┏━━

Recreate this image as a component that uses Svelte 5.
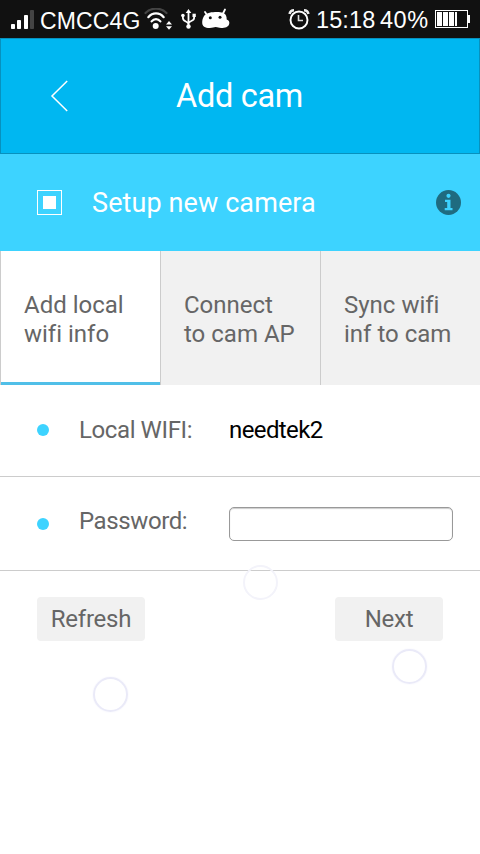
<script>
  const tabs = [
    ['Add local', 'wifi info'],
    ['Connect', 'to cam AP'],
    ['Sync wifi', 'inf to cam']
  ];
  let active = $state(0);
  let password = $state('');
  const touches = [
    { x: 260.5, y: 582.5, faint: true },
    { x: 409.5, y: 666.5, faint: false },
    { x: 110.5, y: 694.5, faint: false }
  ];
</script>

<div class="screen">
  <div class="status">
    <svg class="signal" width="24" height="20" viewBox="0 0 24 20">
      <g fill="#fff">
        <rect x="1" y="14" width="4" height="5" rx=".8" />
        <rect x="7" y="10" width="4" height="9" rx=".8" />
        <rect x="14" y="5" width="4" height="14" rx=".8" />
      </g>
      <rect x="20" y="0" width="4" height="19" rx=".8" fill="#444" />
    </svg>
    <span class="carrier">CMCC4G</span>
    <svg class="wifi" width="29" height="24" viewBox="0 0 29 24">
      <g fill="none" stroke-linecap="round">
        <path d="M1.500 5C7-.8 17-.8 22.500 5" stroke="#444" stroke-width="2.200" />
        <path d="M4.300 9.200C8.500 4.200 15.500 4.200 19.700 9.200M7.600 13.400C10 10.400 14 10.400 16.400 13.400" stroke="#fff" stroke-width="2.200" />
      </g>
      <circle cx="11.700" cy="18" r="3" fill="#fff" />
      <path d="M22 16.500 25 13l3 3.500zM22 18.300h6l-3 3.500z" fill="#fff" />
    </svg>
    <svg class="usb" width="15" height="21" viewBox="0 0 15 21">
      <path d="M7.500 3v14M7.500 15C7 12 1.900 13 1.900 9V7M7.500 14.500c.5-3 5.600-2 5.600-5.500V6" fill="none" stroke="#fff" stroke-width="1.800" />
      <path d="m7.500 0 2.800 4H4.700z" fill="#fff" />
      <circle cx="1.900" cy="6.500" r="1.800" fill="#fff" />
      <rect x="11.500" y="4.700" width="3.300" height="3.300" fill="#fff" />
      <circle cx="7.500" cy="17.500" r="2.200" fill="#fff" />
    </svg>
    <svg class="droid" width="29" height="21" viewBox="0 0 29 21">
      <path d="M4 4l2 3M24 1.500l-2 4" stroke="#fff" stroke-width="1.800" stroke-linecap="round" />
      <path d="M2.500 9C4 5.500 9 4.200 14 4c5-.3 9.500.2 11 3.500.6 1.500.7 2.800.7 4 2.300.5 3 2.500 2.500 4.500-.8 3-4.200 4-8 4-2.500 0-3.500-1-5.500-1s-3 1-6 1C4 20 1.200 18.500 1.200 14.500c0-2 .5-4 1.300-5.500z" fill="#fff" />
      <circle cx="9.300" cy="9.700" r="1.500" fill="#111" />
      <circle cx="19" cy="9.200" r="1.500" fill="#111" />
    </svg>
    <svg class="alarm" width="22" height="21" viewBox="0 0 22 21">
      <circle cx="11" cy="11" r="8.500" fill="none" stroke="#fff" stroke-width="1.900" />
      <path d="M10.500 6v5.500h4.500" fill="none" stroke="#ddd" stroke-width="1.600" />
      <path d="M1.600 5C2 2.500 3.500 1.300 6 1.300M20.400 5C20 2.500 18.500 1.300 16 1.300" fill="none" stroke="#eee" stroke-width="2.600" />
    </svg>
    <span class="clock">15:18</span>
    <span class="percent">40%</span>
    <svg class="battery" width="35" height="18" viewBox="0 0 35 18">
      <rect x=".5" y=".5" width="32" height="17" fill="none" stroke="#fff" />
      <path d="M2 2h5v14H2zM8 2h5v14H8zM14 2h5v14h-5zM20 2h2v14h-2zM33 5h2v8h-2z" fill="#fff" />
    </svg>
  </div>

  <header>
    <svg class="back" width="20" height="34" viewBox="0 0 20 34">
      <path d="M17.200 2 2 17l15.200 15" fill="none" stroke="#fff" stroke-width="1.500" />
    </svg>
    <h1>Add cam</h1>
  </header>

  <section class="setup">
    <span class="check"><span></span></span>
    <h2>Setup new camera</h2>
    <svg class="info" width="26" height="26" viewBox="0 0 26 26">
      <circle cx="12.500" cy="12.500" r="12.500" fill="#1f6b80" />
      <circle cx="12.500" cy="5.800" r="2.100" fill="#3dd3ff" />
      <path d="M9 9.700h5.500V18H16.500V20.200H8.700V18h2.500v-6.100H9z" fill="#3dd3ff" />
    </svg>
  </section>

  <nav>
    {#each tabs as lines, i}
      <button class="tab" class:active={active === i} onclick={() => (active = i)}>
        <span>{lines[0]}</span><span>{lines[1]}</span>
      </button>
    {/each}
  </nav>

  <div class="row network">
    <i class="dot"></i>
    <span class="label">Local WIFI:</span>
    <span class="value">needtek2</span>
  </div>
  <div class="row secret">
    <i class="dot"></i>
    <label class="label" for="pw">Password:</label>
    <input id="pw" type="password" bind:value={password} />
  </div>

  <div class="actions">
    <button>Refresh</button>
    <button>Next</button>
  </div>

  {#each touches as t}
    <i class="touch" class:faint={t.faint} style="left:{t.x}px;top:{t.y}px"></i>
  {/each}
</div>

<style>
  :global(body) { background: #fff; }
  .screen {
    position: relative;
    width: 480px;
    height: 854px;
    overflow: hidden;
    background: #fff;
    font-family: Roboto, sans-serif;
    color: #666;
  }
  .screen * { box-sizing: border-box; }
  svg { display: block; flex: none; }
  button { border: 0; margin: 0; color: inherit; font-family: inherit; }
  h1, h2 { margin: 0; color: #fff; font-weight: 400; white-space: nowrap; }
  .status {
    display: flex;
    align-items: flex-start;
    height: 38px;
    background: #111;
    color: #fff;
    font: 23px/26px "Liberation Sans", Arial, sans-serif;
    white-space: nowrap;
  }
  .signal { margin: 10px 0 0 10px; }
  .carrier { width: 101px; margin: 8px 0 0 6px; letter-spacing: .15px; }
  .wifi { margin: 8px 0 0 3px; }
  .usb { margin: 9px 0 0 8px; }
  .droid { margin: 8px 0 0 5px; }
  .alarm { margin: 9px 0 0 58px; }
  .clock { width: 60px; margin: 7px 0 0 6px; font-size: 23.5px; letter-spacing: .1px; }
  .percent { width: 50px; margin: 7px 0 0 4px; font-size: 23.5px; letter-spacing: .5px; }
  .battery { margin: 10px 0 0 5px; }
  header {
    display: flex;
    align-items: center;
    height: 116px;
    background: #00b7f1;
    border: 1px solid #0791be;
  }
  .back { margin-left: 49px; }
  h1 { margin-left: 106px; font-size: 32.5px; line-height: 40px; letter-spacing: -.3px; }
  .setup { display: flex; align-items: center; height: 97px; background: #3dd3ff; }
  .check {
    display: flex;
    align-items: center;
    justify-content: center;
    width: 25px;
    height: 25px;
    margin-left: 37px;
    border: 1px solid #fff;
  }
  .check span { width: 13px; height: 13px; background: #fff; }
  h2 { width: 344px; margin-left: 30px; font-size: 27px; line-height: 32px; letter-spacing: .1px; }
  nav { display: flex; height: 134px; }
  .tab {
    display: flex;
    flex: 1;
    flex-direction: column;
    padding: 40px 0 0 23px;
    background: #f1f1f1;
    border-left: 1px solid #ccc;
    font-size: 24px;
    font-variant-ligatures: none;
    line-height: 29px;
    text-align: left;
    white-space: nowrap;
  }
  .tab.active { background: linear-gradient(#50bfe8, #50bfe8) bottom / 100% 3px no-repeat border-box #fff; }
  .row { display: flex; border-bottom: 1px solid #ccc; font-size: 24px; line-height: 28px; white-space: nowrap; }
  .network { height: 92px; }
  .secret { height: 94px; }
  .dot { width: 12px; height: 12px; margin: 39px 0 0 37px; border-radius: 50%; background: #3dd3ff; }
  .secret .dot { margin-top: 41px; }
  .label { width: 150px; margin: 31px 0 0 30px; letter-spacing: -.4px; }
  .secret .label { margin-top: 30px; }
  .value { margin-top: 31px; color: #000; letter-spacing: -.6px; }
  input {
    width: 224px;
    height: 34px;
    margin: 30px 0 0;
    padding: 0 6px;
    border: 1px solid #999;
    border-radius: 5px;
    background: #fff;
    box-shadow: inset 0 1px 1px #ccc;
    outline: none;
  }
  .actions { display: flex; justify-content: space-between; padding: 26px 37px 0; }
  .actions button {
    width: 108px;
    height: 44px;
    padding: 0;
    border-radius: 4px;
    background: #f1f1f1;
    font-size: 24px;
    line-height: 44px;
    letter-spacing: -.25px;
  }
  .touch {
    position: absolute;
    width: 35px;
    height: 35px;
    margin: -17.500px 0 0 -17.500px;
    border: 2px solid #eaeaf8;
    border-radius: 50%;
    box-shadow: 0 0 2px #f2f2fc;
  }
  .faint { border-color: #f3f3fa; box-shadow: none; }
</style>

┗━━
┏━━

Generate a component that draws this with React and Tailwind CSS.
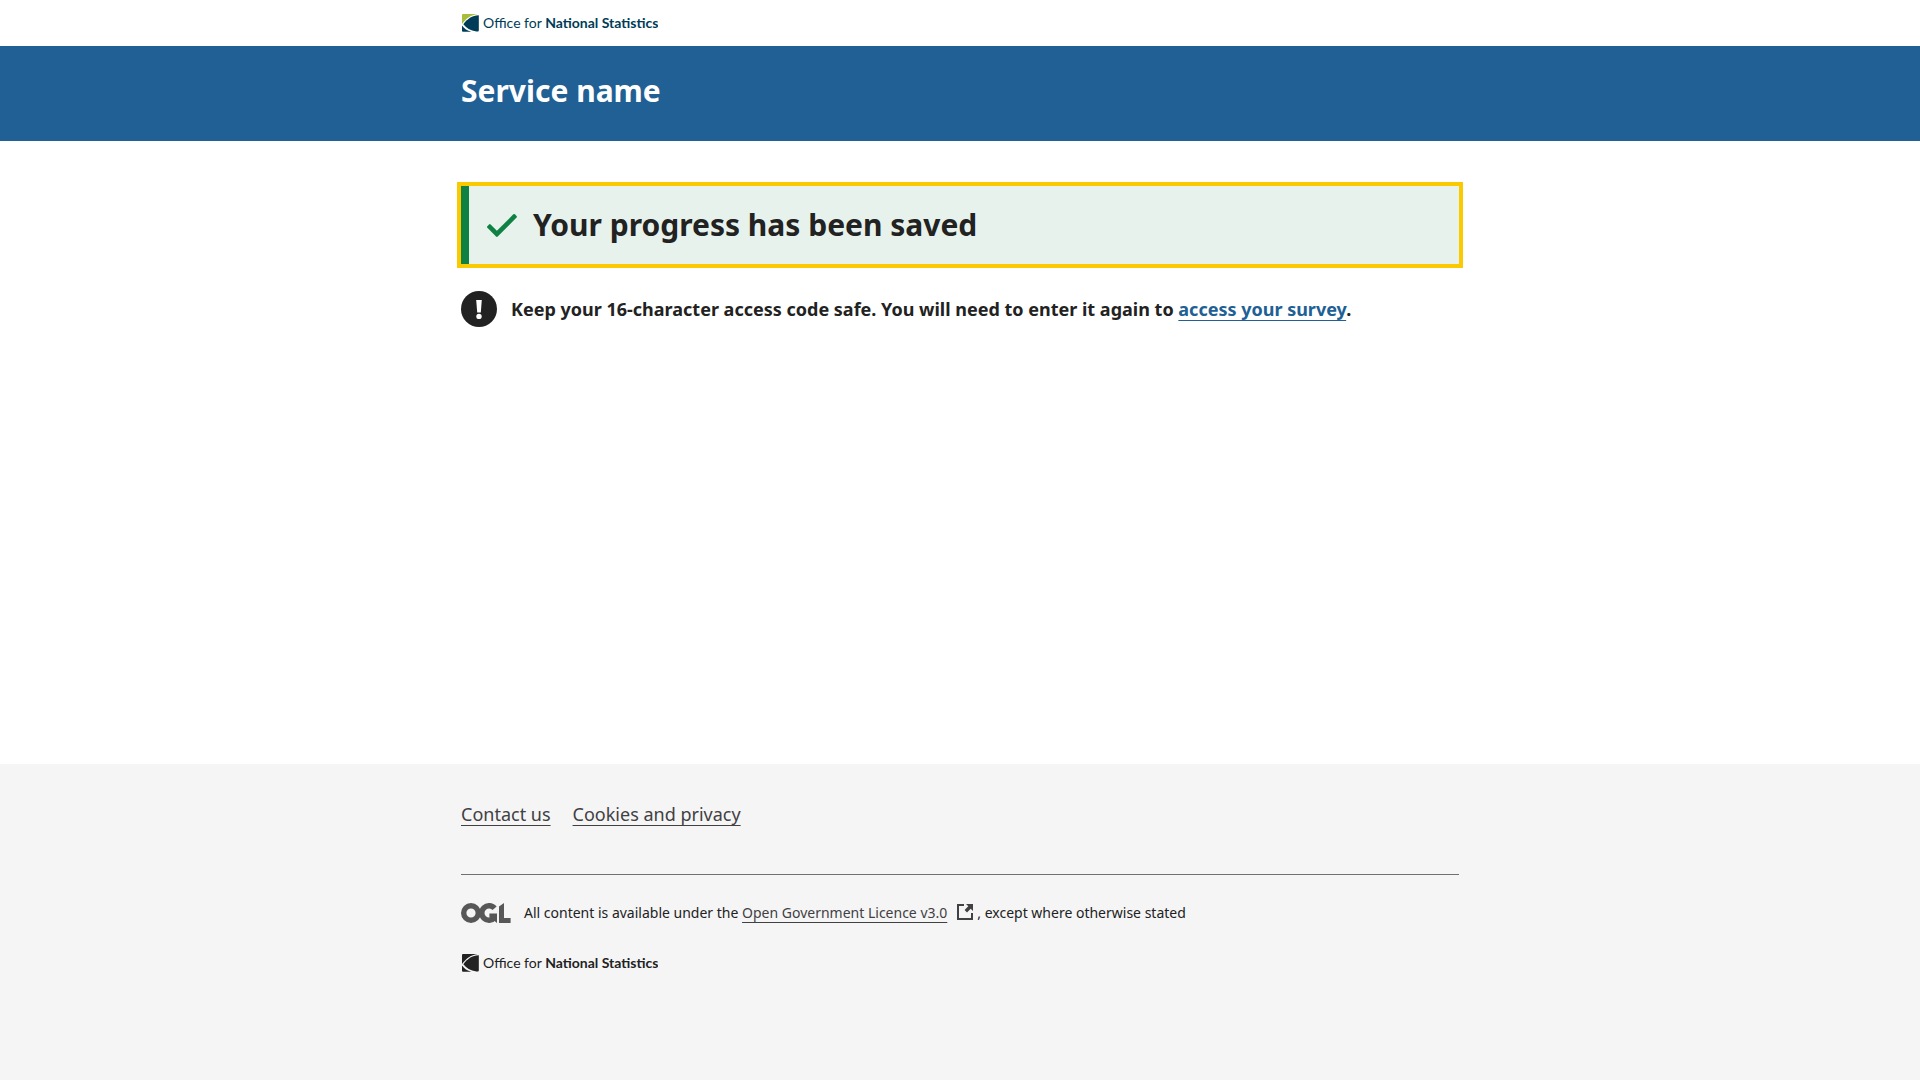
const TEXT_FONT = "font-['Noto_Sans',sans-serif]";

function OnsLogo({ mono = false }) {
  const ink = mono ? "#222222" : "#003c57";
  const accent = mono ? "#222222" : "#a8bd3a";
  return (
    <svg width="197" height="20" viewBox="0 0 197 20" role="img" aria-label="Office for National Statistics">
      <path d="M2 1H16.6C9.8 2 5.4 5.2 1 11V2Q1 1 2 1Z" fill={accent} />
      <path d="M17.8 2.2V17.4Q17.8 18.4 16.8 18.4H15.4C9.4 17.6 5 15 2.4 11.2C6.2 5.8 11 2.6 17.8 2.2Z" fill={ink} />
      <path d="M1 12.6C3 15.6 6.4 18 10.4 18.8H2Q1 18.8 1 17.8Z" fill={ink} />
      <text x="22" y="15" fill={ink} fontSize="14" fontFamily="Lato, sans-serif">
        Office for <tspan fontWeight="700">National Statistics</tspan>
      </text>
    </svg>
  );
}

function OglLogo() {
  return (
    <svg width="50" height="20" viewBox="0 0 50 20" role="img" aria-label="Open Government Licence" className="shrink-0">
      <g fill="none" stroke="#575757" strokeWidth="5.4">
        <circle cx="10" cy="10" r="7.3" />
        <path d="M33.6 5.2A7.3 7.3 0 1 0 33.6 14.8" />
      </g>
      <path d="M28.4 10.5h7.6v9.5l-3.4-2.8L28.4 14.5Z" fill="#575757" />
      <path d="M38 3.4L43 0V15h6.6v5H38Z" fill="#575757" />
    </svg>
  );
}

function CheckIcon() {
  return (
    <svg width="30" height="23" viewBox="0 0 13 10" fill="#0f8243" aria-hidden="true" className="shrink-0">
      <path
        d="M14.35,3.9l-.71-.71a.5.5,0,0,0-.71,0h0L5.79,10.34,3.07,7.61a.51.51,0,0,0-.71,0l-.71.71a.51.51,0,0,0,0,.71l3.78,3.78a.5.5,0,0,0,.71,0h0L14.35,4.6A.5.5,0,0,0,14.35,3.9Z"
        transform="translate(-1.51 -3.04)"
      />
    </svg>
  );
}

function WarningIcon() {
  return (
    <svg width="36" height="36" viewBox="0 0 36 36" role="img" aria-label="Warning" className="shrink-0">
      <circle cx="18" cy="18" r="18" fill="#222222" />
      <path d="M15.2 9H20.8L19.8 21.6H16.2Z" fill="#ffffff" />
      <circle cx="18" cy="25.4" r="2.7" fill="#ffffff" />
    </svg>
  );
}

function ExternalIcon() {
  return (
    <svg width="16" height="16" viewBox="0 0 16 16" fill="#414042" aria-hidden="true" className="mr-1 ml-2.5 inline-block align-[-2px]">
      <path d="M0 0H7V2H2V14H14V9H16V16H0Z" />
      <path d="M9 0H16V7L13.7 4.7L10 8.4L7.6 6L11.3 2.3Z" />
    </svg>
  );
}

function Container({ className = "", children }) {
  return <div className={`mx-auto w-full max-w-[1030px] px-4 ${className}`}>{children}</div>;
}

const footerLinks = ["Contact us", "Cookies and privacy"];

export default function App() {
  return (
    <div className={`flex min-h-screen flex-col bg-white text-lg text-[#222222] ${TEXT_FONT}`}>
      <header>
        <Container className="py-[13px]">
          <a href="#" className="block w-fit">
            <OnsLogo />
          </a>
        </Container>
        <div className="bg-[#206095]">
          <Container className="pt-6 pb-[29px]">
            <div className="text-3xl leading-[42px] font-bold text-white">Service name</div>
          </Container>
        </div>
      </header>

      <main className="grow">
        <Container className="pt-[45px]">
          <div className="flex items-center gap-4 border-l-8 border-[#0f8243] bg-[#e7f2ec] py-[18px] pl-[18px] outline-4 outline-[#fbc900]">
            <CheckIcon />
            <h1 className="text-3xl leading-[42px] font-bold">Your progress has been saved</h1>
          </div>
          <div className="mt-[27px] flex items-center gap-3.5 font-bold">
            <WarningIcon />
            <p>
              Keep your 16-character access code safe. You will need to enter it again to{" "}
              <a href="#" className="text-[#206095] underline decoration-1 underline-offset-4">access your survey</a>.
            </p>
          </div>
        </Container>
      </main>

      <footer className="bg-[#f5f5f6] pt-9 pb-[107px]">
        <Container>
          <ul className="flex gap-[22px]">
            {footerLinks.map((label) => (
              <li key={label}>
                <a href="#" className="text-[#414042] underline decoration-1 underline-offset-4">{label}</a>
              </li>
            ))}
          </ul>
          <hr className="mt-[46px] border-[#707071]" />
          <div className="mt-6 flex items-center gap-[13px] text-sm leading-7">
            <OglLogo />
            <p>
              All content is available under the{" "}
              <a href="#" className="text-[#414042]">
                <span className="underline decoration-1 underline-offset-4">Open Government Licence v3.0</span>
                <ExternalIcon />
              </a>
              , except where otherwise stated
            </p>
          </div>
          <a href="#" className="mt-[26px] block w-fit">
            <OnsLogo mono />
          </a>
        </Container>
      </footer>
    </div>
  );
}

┗━━

Work out how many lines in the records above contain the word "component", and reply with that number alone.

2